Add all those Americans who say they want a job but didn’t look in the past four weeks, plus all those who say they’re working part-time only because they can’t find full-time work, and you come up with a number far above the official unemployment tally of 14.5 million.
But for awhile now, we’ve worried that even today’s “U-6” – 16.7 percent of a more inclusive workforce total – misses an important group of Americans: those who haven’t looked for work in more than a YEAR, but say they want to work. These are not the officially so-called “discouraged workers,” who ARE counted in U-6. Call this group “too discouraged to count.”
The government’s reasoning is that if you haven’t looked for a work in a year, you’re just not functionally a member of the workforce. If you were, why haven’t you looked?
But in fact, the person who administers the survey asks Americans if they currently want a job. And it turns out, though I guess I should have known this long ago, that the government does report “Persons who currently want a job” but don’t have one. It reports them every month in its unemployment report. It just doesn’t count them among the officially unemployed.

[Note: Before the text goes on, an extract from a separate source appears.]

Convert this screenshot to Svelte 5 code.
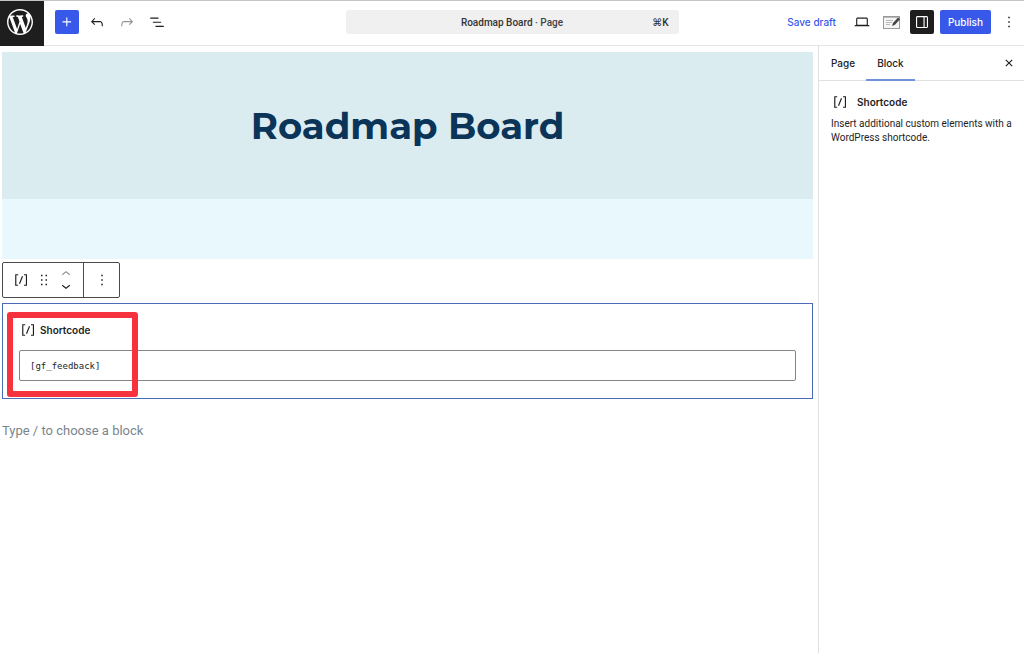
<script lang="ts">
	const icons = {
		plus: 'M11 12.5V17.5H12.5V12.5H17.5V11H12.5V6H11V11H6V12.5H11Z',
		undo: 'M18.3 11.7c-.6-.6-1.4-.9-2.3-.9H6.7l2.9-3.3-1.1-1-4.5 5L8.5 16l1-1-2.7-2.7H16c.5 0 .9.2 1.3.5 1 1 1 3.4 1 4.5v.3h1.5v-.2c0-1.5 0-4.3-1.5-5.7z',
		redo: 'M15.6 6.5l-1.1 1 2.9 3.3H8c-.9 0-1.7.3-2.3.9-1.4 1.5-1.4 4.2-1.4 5.6v.2h1.5v-.3c0-1.1 0-3.5 1-4.5.3-.3.7-.5 1.3-.5h9.2L14.5 15l1.1 1.1 4.6-4.6-4.6-5z',
		list: 'M3 6h11v1.5H3V6Zm3.5 5.5h11V13h-11v-1.5ZM21 17H10v1.5h11V17Z',
		desktop: 'M20.5 16h-.7V8c0-1.1-.9-2-2-2H6.2c-1.1 0-2 .9-2 2v8h-.7c-.8 0-1.5.7-1.5 1.5h20c0-.8-.7-1.5-1.5-1.5zM5.7 8c0-.3.2-.5.5-.5h11.6c.3 0 .5.2.5.5v7.6H5.7V8z',
		drawer: 'M18 4H6c-1.1 0-2 .9-2 2v12c0 1.1.9 2 2 2h12c1.1 0 2-.9 2-2V6c0-1.1-.9-2-2-2zm-4 14.5H6c-.3 0-.5-.2-.5-.5V6c0-.3.2-.5.5-.5h8v13zm4.5-.5c0 .3-.2.5-.5.5h-2.5v-13H18c.3 0 .5.2.5.5v12z',
		more: 'M13 19h-2v-2h2v2zm0-6h-2v-2h2v2zm0-6h-2V5h2v2z',
		shortcode: 'M16 4.2v1.5h2.5v12.5H16v1.5h4V4.2h-4zM4.2 19.8h4v-1.5H5.8V5.8h2.5V4.2h-4l-.1 15.6zm5.1-3.1l1.4.6 4-10-1.4-.6-4 10z',
		drag: 'M8 7h2V5H8v2zm0 6h2v-2H8v2zm0 6h2v-2H8v2zm6-14v2h2V5h-2zm0 8h2v-2h-2v2zm0 6h2v-2h-2v2z',
		up: 'M6.5 12.4L12 8l5.5 4.4-.9 1.2L12 10l-4.5 3.6-1-1.2z',
		down: 'M17.5 11.6L12 16l-5.5-4.4.9-1.2L12 14l4.5-3.6 1 1.2z',
		close: 'M12 13.06l3.712 3.713 1.061-1.06L13.061 12l3.712-3.712-1.06-1.06L12 10.938 8.288 7.227l-1.061 1.06L10.939 12l-3.712 3.712 1.06 1.061L12 13.061z',
	};

	let shortcode = $state('[gf_feedback]');
	let tab = $state('Block');
</script>

{#snippet icon(d: string)}
	<svg class="icon" viewBox="0 0 24 24" aria-hidden="true"><path {d} /></svg>
{/snippet}

<div class="editor">
	<header class="header">
		<div class="header-left">
			<a class="logo" href="#dashboard" aria-label="View Pages">
				<svg viewBox="0 0 20 20" aria-hidden="true">
					<path d="M20 10c0-5.51-4.49-10-10-10C4.48 0 0 4.49 0 10c0 5.52 4.48 10 10 10 5.51 0 10-4.48 10-10zM7.78 15.37L4.37 6.22c.55-.02 1.17-.08 1.17-.08.5-.06.44-1.13-.06-1.11 0 0-1.45.11-2.37.11-.18 0-.37 0-.58-.01C4.12 2.69 6.87 1.11 10 1.11c2.33 0 4.45.87 6.05 2.34-.68-.11-1.65.39-1.65 1.58 0 .74.45 1.36.9 2.1.35.61.55 1.36.55 2.46 0 1.49-1.4 5-1.4 5l-3.03-8.37c.54-.02.82-.17.82-.17.5-.05.44-1.25-.06-1.22 0 0-1.44.12-2.38.12-.87 0-2.33-.12-2.33-.12-.5-.03-.56 1.2-.06 1.22l.92.08 1.26 3.41zM17.41 10c.24-.64.74-1.87.43-4.25.7 1.29 1.05 2.71 1.05 4.25 0 3.29-1.73 6.24-4.4 7.78.97-2.59 1.94-5.2 2.92-7.78zM6.1 18.09C3.12 16.65 1.11 13.53 1.11 10c0-1.3.23-2.48.72-3.59C3.25 10.3 4.67 14.2 6.1 18.09zm4.03-6.63l2.58 6.98c-.86.29-1.76.45-2.71.45-.79 0-1.57-.11-2.29-.33.81-2.38 1.62-4.74 2.42-7.1z" />
				</svg>
			</a>
			<div class="tools">
				<button class="tool primary" aria-label="Toggle block inserter">{@render icon(icons.plus)}</button>
				<button class="tool" aria-label="Undo">{@render icon(icons.undo)}</button>
				<button class="tool" aria-label="Redo" disabled>{@render icon(icons.redo)}</button>
				<button class="tool" aria-label="Document overview">{@render icon(icons.list)}</button>
			</div>
		</div>

		<button class="document-bar">
			<span class="document-title">Roadmap Board <span class="document-type">· Page</span></span>
			<span class="shortcut">⌘K</span>
		</button>

		<div class="header-right">
			<button class="save">Save draft</button>
			<button class="tool" aria-label="View">{@render icon(icons.desktop)}</button>
			<button class="tool" aria-label="Page options">
				<svg class="note" viewBox="0 0 18 16" aria-hidden="true">
					<rect x="0.5" y="2.5" width="16" height="12" fill="#f4f4f4" stroke="#999" />
					<path d="M1 3.5h15" stroke="#bbb" />
					<path d="M3 6.5h7M3 8.5h6M3 10.5h4" stroke="#bbb" />
					<path d="M9 12l1-3 5-5.5 2 1.8-5 5.5z" fill="#444" />
				</svg>
			</button>
			<button class="tool pressed" aria-label="Settings" aria-pressed="true">{@render icon(icons.drawer)}</button>
			<button class="publish">Publish</button>
			<button class="tool" aria-label="Options">{@render icon(icons.more)}</button>
		</div>
	</header>

	<div class="body">
		<main class="canvas">
			<div class="hero">
				<h1>Roadmap Board</h1>
			</div>
			<div class="hero-band"></div>

			<div class="block-toolbar" role="toolbar" aria-label="Block tools">
				<div class="toolbar-group">
					<button class="block-tool" aria-label="Shortcode">{@render icon(icons.shortcode)}</button>
					<button class="block-tool" aria-label="Drag">{@render icon(icons.drag)}</button>
					<div class="movers">
						<button class="mover" aria-label="Move up" disabled>{@render icon(icons.up)}</button>
						<button class="mover" aria-label="Move down">{@render icon(icons.down)}</button>
					</div>
				</div>
				<div class="toolbar-group">
					<button class="block-tool" aria-label="More options">{@render icon(icons.more)}</button>
				</div>
			</div>

			<section class="shortcode-block">
				<label for="shortcode-input">{@render icon(icons.shortcode)}Shortcode</label>
				<input id="shortcode-input" type="text" bind:value={shortcode} spellcheck="false" />
				<div class="highlight"></div>
			</section>

			<p class="appender">Type / to choose a block</p>
		</main>

		<aside class="sidebar">
			<div class="tabs" role="tablist">
				{#each ['Page', 'Block'] as name}
					<button class="tab" class:active={tab === name} role="tab" aria-selected={tab === name} onclick={() => (tab = name)}>{name}</button>
				{/each}
				<button class="close" aria-label="Close Settings">{@render icon(icons.close)}</button>
			</div>
			<div class="block-card">
				<h2>{@render icon(icons.shortcode)}Shortcode</h2>
				<p>Insert additional custom elements with a WordPress shortcode.</p>
			</div>
		</aside>
	</div>
</div>

<style>
	:global(body) {
		margin: 0;
		background: #fff;
	}

	.editor {
		min-height: 100vh;
		display: flex;
		flex-direction: column;
		font-family: Inter, sans-serif;
		font-size: 10px;
		color: #1e1e1e;
	}

	.editor * {
		box-sizing: border-box;
	}

	button {
		display: flex;
		align-items: center;
		justify-content: center;
		padding: 0;
		border: 0;
		border-radius: 2px;
		background: none;
		color: inherit;
		font: inherit;
		cursor: pointer;
	}

	.icon {
		display: block;
		width: 18px;
		height: 18px;
		flex: none;
		fill: currentColor;
	}

	.header {
		display: grid;
		grid-template-columns: 1fr minmax(0, 333px) 1fr;
		height: 46px;
		border-top: 1px solid #c4c4c4;
		border-bottom: 1px solid #e4e4e4;
	}

	.header-left,
	.header-right {
		display: flex;
		align-items: flex-start;
	}

	.logo {
		display: flex;
		justify-content: center;
		width: 44px;
		height: 45px;
		padding: 8px 4px 0 0;
		background: #1e1e1e;
	}

	.logo svg {
		width: 26px;
		height: 26px;
		fill: #fff;
	}

	.tools {
		display: flex;
		gap: 6px;
		padding: 9px 0 0 11px;
	}

	.tool {
		width: 24px;
		height: 24px;
	}

	.tool:disabled {
		color: #949494;
	}

	.tool.primary,
	.publish {
		background: #3858e9;
		color: #fff;
	}

	.tool.pressed {
		background: #1e1e1e;
		color: #fff;
	}

	.note {
		width: 18px;
		height: 16px;
		fill: none;
	}

	.document-bar {
		display: grid;
		grid-template-columns: 1fr auto 1fr;
		height: 24px;
		margin-top: 9px;
		padding: 0 10px;
		border-radius: 3px;
		background: #f0f0f0;
		font-family: Roboto, Inter, sans-serif;
		font-weight: 500;
	}

	.document-title {
		grid-column: 2;
		color: #333;
	}

	.document-type {
		color: #444;
	}

	.shortcut {
		justify-self: end;
		color: #333;
	}

	.header-right {
		justify-content: flex-end;
		gap: 6px;
		padding: 9px 3px 0 0;
	}

	.save {
		height: 24px;
		margin-right: 8px;
		color: #3858e9;
		font-weight: 500;
	}

	.publish {
		height: 24px;
		padding: 0 8px;
		font-weight: 500;
	}

	.body {
		display: flex;
		flex: 1;
	}

	.canvas {
		flex: 1;
		min-width: 0;
		padding: 6px 5px 0 2px;
	}

	.hero {
		display: flex;
		align-items: center;
		justify-content: center;
		height: 147px;
		background: #dbecf1;
	}

	h1 {
		margin: 0;
		color: #0b3558;
		font-family: Montserrat, Inter, sans-serif;
		font-size: 37px;
		font-weight: 700;
		line-height: 48px;
	}

	.hero-band {
		height: 60px;
		background: #e9f8fd;
	}

	.block-toolbar {
		display: flex;
		width: fit-content;
		height: 36px;
		margin-top: 3px;
		border: 1px solid #4a4a4a;
		border-radius: 2px;
	}

	.toolbar-group {
		display: flex;
		align-items: center;
		padding: 0 6px;
	}

	.toolbar-group + .toolbar-group {
		border-left: 1px solid #4a4a4a;
	}

	.block-tool {
		width: 23px;
		height: 24px;
	}

	.movers {
		display: flex;
		flex-direction: column;
	}

	.mover {
		width: 22px;
		height: 12px;
		overflow: hidden;
	}

	.mover:disabled {
		color: #949494;
	}

	.shortcode-block {
		position: relative;
		margin-top: 5px;
		padding: 17px 16px;
		border: 1px solid #4a6cb8;
	}

	label {
		display: flex;
		align-items: center;
		gap: 3px;
		height: 18px;
		font-weight: 600;
	}

	#shortcode-input {
		display: block;
		width: 100%;
		height: 31px;
		margin-top: 11px;
		padding: 0 10px;
		border: 1px solid #858585;
		border-radius: 2px;
		background: #fff;
		color: #1e1e1e;
		font-family: 'DejaVu Sans Mono', monospace;
		font-size: 9px;
		line-height: 16px;
	}

	.highlight {
		position: absolute;
		top: 8px;
		left: 4px;
		width: 131px;
		height: 85px;
		border: 6px solid #f6323f;
		border-radius: 3px;
		pointer-events: none;
	}

	.appender {
		margin: 22px 0 0;
		color: #7a858c;
		font-family: Roboto, sans-serif;
		font-size: 13px;
		line-height: 20px;
	}

	.sidebar {
		width: 206px;
		flex: none;
		border-left: 1px solid #e0e0e0;
	}

	.tabs {
		display: flex;
		height: 35px;
		padding-left: 1px;
		border-bottom: 1px solid #e0e0e0;
	}

	.tab {
		height: 35px;
		padding: 0 11px;
		border-radius: 0;
		border-bottom: 2px solid transparent;
		font-weight: 500;
	}

	.tab.active {
		border-bottom-color: #6f93dc;
	}

	.close {
		width: 24px;
		margin-left: auto;
		margin-right: 3px;
	}

	.block-card {
		padding: 12px 8px 12px 12px;
	}

	h2 {
		display: flex;
		align-items: center;
		gap: 8px;
		margin: 0;
		font-size: 10px;
		font-weight: 600;
	}

	.block-card p {
		margin: 6px 0 0;
		font-family: Roboto, Inter, sans-serif;
		line-height: 14px;
	}
</style>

So, starting this month, we will. Call our new measure “U-7”, which will include all Americans who say they currently want a full-time job but don’t have one. I’m not claiming this is the best number. I realize it may include people who lie — because they really don’t want to work or are working off the books. But it seems only fair to highlight the number and percentage of Americans who say they want to work full-time, but the job market won’t let them.
In November, U-7 would include 14.485 million Americans officially unemployed PLUS 6.471 million more Americans who “currently want a job” but haven’t looked in the past four weeks PLUS 8.931 Americans who reported working part-time but wanted full-time work. The total: 29,887,000 of our fellow Americans.
Percentage? An 18.7 percent labor “underutilization rate.”
(For those who want to check my arithmetic, add the 6.471 million considered “not in the workforce” to an official workforce of 153.690 million, and you get 160.161. Divided by 29.887.)